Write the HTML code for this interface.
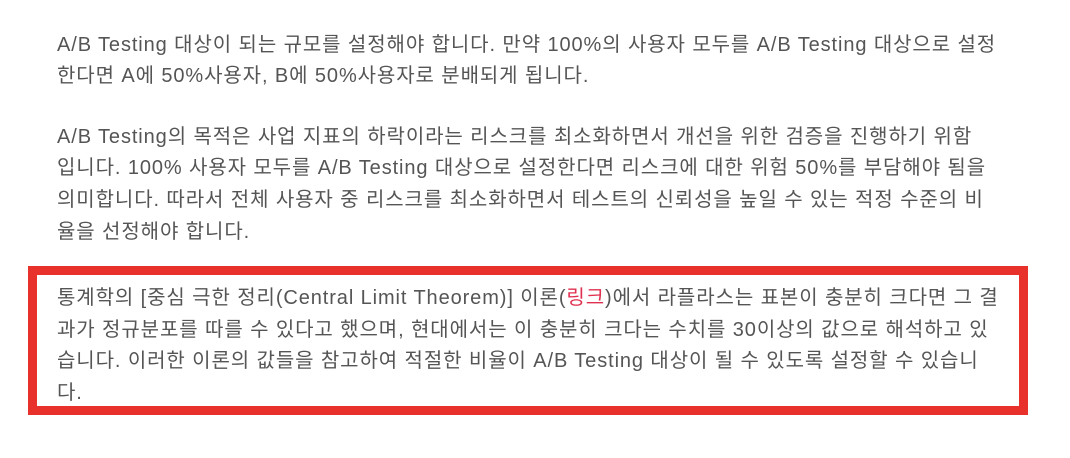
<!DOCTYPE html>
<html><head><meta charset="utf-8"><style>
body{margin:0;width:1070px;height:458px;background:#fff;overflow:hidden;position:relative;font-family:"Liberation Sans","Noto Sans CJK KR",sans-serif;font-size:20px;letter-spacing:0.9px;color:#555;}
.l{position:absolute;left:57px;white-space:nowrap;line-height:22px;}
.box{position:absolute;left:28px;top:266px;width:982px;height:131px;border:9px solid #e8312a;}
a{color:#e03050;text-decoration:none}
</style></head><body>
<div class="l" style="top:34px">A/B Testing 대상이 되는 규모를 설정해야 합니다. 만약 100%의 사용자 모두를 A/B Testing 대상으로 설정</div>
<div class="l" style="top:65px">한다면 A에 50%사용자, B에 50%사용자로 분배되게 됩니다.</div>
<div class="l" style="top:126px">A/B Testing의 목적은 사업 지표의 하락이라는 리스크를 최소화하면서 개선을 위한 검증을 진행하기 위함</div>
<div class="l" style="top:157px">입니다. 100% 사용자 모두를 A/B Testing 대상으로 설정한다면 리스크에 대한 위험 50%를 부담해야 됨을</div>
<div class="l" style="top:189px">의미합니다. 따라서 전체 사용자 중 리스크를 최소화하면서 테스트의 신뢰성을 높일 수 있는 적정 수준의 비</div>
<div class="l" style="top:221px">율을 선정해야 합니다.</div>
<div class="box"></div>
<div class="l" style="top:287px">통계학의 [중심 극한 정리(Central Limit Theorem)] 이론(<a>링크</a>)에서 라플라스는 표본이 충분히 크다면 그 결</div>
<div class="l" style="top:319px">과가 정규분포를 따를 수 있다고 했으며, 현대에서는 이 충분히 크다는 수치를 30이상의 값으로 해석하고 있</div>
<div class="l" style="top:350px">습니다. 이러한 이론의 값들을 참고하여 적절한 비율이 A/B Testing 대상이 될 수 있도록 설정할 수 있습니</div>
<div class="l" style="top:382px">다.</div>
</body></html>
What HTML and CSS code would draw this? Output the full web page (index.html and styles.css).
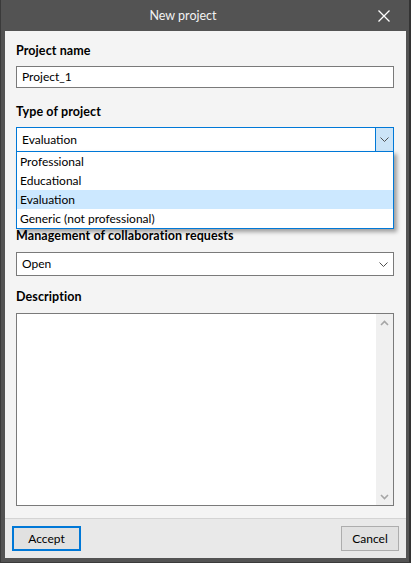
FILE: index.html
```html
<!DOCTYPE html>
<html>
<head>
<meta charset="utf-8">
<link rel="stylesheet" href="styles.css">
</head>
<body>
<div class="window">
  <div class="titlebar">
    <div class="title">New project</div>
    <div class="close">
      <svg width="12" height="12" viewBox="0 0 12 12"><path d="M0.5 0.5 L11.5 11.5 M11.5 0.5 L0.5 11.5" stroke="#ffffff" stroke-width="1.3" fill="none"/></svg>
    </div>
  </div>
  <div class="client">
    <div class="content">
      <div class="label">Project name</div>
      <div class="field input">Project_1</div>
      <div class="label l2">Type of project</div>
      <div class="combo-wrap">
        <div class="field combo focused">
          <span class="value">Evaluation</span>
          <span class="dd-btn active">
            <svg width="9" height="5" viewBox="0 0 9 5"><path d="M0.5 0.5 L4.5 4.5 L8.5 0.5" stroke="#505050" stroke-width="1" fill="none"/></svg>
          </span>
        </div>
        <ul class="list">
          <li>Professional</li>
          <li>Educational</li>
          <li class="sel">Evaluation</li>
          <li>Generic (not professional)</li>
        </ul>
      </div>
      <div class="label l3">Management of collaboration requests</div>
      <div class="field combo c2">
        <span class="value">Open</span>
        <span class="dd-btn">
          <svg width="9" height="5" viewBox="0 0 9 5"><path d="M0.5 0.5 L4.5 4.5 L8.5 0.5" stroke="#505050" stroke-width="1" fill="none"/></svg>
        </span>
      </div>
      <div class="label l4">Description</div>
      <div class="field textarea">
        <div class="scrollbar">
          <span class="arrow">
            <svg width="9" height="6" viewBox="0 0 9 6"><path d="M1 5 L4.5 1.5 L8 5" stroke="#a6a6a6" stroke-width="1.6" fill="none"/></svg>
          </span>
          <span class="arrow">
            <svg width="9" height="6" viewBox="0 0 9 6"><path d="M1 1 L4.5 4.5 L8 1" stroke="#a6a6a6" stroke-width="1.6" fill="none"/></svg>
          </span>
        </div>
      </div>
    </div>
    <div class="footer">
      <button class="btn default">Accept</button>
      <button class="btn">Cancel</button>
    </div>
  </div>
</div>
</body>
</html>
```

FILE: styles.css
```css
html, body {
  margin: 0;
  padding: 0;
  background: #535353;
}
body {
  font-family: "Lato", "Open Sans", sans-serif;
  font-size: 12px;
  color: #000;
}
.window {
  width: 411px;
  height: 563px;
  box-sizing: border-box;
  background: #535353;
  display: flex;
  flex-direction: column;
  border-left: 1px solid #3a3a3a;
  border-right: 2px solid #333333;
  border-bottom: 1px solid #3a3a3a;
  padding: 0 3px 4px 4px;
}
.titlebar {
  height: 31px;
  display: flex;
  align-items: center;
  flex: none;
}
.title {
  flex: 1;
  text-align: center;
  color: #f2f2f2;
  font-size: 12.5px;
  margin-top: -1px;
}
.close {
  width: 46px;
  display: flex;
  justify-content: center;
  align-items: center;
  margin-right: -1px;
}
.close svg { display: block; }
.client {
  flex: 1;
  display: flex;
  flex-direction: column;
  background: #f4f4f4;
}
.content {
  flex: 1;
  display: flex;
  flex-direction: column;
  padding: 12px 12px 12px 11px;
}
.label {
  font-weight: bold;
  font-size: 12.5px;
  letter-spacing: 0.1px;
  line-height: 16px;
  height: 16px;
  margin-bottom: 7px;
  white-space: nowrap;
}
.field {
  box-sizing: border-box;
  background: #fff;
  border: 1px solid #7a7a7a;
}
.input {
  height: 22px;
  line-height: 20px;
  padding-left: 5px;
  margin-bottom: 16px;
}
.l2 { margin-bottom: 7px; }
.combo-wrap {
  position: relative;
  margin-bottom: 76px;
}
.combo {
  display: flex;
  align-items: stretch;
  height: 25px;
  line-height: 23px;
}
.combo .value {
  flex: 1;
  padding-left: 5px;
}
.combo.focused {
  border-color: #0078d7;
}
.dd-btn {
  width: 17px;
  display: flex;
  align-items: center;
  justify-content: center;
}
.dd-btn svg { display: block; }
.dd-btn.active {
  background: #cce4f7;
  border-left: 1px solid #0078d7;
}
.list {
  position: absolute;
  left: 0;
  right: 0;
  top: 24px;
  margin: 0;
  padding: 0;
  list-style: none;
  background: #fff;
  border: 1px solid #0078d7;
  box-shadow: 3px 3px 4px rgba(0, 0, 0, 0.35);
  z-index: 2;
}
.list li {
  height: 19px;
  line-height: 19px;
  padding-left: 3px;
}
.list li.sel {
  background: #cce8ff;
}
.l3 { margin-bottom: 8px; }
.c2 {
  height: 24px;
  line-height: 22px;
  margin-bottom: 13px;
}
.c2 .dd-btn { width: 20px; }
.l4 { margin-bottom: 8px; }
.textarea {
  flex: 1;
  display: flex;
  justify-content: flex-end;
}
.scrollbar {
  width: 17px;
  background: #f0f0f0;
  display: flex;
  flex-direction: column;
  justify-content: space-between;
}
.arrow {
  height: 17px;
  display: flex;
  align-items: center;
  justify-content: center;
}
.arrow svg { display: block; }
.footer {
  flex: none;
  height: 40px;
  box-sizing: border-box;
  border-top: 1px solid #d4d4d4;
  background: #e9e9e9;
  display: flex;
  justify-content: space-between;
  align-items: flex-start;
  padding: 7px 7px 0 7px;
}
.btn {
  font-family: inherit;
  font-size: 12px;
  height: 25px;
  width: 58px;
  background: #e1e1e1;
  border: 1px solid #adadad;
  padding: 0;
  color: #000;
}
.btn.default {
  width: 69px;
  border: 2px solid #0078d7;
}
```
##############################
Print out every entry above without changing a word, and leave out the pictures.

Write the HTML code for this interface.
<!DOCTYPE html>
<html><head><meta charset="utf-8"><style>
body{margin:0;width:1070px;height:458px;background:#fff;overflow:hidden;position:relative;font-family:"Liberation Sans","Noto Sans CJK KR",sans-serif;font-size:20px;letter-spacing:0.9px;color:#555;}
.l{position:absolute;left:57px;white-space:nowrap;line-height:22px;}
.box{position:absolute;left:28px;top:266px;width:982px;height:131px;border:9px solid #e8312a;}
a{color:#e03050;text-decoration:none}
</style></head><body>
<div class="l" style="top:34px">A/B Testing 대상이 되는 규모를 설정해야 합니다. 만약 100%의 사용자 모두를 A/B Testing 대상으로 설정</div>
<div class="l" style="top:65px">한다면 A에 50%사용자, B에 50%사용자로 분배되게 됩니다.</div>
<div class="l" style="top:126px">A/B Testing의 목적은 사업 지표의 하락이라는 리스크를 최소화하면서 개선을 위한 검증을 진행하기 위함</div>
<div class="l" style="top:157px">입니다. 100% 사용자 모두를 A/B Testing 대상으로 설정한다면 리스크에 대한 위험 50%를 부담해야 됨을</div>
<div class="l" style="top:189px">의미합니다. 따라서 전체 사용자 중 리스크를 최소화하면서 테스트의 신뢰성을 높일 수 있는 적정 수준의 비</div>
<div class="l" style="top:221px">율을 선정해야 합니다.</div>
<div class="box"></div>
<div class="l" style="top:287px">통계학의 [중심 극한 정리(Central Limit Theorem)] 이론(<a>링크</a>)에서 라플라스는 표본이 충분히 크다면 그 결</div>
<div class="l" style="top:319px">과가 정규분포를 따를 수 있다고 했으며, 현대에서는 이 충분히 크다는 수치를 30이상의 값으로 해석하고 있</div>
<div class="l" style="top:350px">습니다. 이러한 이론의 값들을 참고하여 적절한 비율이 A/B Testing 대상이 될 수 있도록 설정할 수 있습니</div>
<div class="l" style="top:382px">다.</div>
</body></html>
What HTML and CSS code would draw this? Output the full web page (index.html and styles.css).
FILE: index.html
```html
<!DOCTYPE html>
<html>
<head>
<meta charset="utf-8">
<link rel="stylesheet" href="styles.css">
</head>
<body>
<div class="window">
  <div class="titlebar">
    <div class="title">New project</div>
    <div class="close">
      <svg width="12" height="12" viewBox="0 0 12 12"><path d="M0.5 0.5 L11.5 11.5 M11.5 0.5 L0.5 11.5" stroke="#ffffff" stroke-width="1.3" fill="none"/></svg>
    </div>
  </div>
  <div class="client">
    <div class="content">
      <div class="label">Project name</div>
      <div class="field input">Project_1</div>
      <div class="label l2">Type of project</div>
      <div class="combo-wrap">
        <div class="field combo focused">
          <span class="value">Evaluation</span>
          <span class="dd-btn active">
            <svg width="9" height="5" viewBox="0 0 9 5"><path d="M0.5 0.5 L4.5 4.5 L8.5 0.5" stroke="#505050" stroke-width="1" fill="none"/></svg>
          </span>
        </div>
        <ul class="list">
          <li>Professional</li>
          <li>Educational</li>
          <li class="sel">Evaluation</li>
          <li>Generic (not professional)</li>
        </ul>
      </div>
      <div class="label l3">Management of collaboration requests</div>
      <div class="field combo c2">
        <span class="value">Open</span>
        <span class="dd-btn">
          <svg width="9" height="5" viewBox="0 0 9 5"><path d="M0.5 0.5 L4.5 4.5 L8.5 0.5" stroke="#505050" stroke-width="1" fill="none"/></svg>
        </span>
      </div>
      <div class="label l4">Description</div>
      <div class="field textarea">
        <div class="scrollbar">
          <span class="arrow">
            <svg width="9" height="6" viewBox="0 0 9 6"><path d="M1 5 L4.5 1.5 L8 5" stroke="#a6a6a6" stroke-width="1.6" fill="none"/></svg>
          </span>
          <span class="arrow">
            <svg width="9" height="6" viewBox="0 0 9 6"><path d="M1 1 L4.5 4.5 L8 1" stroke="#a6a6a6" stroke-width="1.6" fill="none"/></svg>
          </span>
        </div>
      </div>
    </div>
    <div class="footer">
      <button class="btn default">Accept</button>
      <button class="btn">Cancel</button>
    </div>
  </div>
</div>
</body>
</html>
```

FILE: styles.css
```css
html, body {
  margin: 0;
  padding: 0;
  background: #535353;
}
body {
  font-family: "Lato", "Open Sans", sans-serif;
  font-size: 12px;
  color: #000;
}
.window {
  width: 411px;
  height: 563px;
  box-sizing: border-box;
  background: #535353;
  display: flex;
  flex-direction: column;
  border-left: 1px solid #3a3a3a;
  border-right: 2px solid #333333;
  border-bottom: 1px solid #3a3a3a;
  padding: 0 3px 4px 4px;
}
.titlebar {
  height: 31px;
  display: flex;
  align-items: center;
  flex: none;
}
.title {
  flex: 1;
  text-align: center;
  color: #f2f2f2;
  font-size: 12.5px;
  margin-top: -1px;
}
.close {
  width: 46px;
  display: flex;
  justify-content: center;
  align-items: center;
  margin-right: -1px;
}
.close svg { display: block; }
.client {
  flex: 1;
  display: flex;
  flex-direction: column;
  background: #f4f4f4;
}
.content {
  flex: 1;
  display: flex;
  flex-direction: column;
  padding: 12px 12px 12px 11px;
}
.label {
  font-weight: bold;
  font-size: 12.5px;
  letter-spacing: 0.1px;
  line-height: 16px;
  height: 16px;
  margin-bottom: 7px;
  white-space: nowrap;
}
.field {
  box-sizing: border-box;
  background: #fff;
  border: 1px solid #7a7a7a;
}
.input {
  height: 22px;
  line-height: 20px;
  padding-left: 5px;
  margin-bottom: 16px;
}
.l2 { margin-bottom: 7px; }
.combo-wrap {
  position: relative;
  margin-bottom: 76px;
}
.combo {
  display: flex;
  align-items: stretch;
  height: 25px;
  line-height: 23px;
}
.combo .value {
  flex: 1;
  padding-left: 5px;
}
.combo.focused {
  border-color: #0078d7;
}
.dd-btn {
  width: 17px;
  display: flex;
  align-items: center;
  justify-content: center;
}
.dd-btn svg { display: block; }
.dd-btn.active {
  background: #cce4f7;
  border-left: 1px solid #0078d7;
}
.list {
  position: absolute;
  left: 0;
  right: 0;
  top: 24px;
  margin: 0;
  padding: 0;
  list-style: none;
  background: #fff;
  border: 1px solid #0078d7;
  box-shadow: 3px 3px 4px rgba(0, 0, 0, 0.35);
  z-index: 2;
}
.list li {
  height: 19px;
  line-height: 19px;
  padding-left: 3px;
}
.list li.sel {
  background: #cce8ff;
}
.l3 { margin-bottom: 8px; }
.c2 {
  height: 24px;
  line-height: 22px;
  margin-bottom: 13px;
}
.c2 .dd-btn { width: 20px; }
.l4 { margin-bottom: 8px; }
.textarea {
  flex: 1;
  display: flex;
  justify-content: flex-end;
}
.scrollbar {
  width: 17px;
  background: #f0f0f0;
  display: flex;
  flex-direction: column;
  justify-content: space-between;
}
.arrow {
  height: 17px;
  display: flex;
  align-items: center;
  justify-content: center;
}
.arrow svg { display: block; }
.footer {
  flex: none;
  height: 40px;
  box-sizing: border-box;
  border-top: 1px solid #d4d4d4;
  background: #e9e9e9;
  display: flex;
  justify-content: space-between;
  align-items: flex-start;
  padding: 7px 7px 0 7px;
}
.btn {
  font-family: inherit;
  font-size: 12px;
  height: 25px;
  width: 58px;
  background: #e1e1e1;
  border: 1px solid #adadad;
  padding: 0;
  color: #000;
}
.btn.default {
  width: 69px;
  border: 2px solid #0078d7;
}
```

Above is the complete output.